Je pensais comme aujourd'hui que seule la mise en péril de l'amour pouvait renforcer l'intensité de celui-ci, obsédé que je suis encore aujourd'hui par l'idée de la perte mais A*** ne l'entendait pas ainsi. Plus exactement, agir comme je le faisais l'exaspérait au plus haut point et, sans doute, la faisait souffrir alors qu'il s'agissait pour moi de maintenir un désir et d'éternelles retrouvailles. J'aimais la perdre, la retrouver et vivre avec elle en amant.

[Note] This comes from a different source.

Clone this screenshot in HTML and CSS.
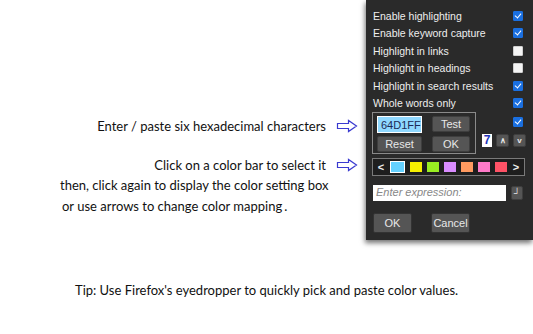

Peut-être après tout que la fille du quartier du P... voulait une vie bourgeoise, au fond, après le déluge d'une adolescence problématique. J'étais à la fois agacé par cette volonté de normalité et de cliché du couple mais cette croyance naïve dans le bonheur d'A*** m'émouvait jusqu'au déchirement (ce qu'elle ignorait). Nous vécûmes donc une partie de notre histoire dans une incertitude qui, je ne le saurais que trop tard, lui était insupportable. Nous ne pouvions nous entendre sur son idée du couple, incompatible avec une passion que je voulais coûte que coûte maintenir. Nos derniers mois furent pour elle une épreuve et c'est dans un quiproquo funeste qu'elle m'apprit abruptement qu'elle était avec quelqu'un d'autre, un affreux rocker des villes de province françaises au catogan graisseux. Elle afficha dès lors à mon endroit une détestation violente qui me déchirait mais accepta quelques années plus tard de marcher avec moi un après-midi d'été peu après avoir volontairement renoncé à mettre au monde un enfant de son rocker. Ce jour-là, notre complicité était inentamée (comme ce fut le cas à chaque fois que nous nous sommes vus) mais à mon désir de renouer, elle opposa un refus mal assuré et pourtant catégorique. J'ai su plus tard que « c'était moins une ». C'est néanmoins de ce jour-là que date pour moi la fin de cette histoire d'amour. Elle ne saurait jamais que j'étais prêt, après le départ de son Tholomyès, à élever avec elle l'enfant qu'elle avait attendu et auquel elle avait renoncé. Notre histoire était finie.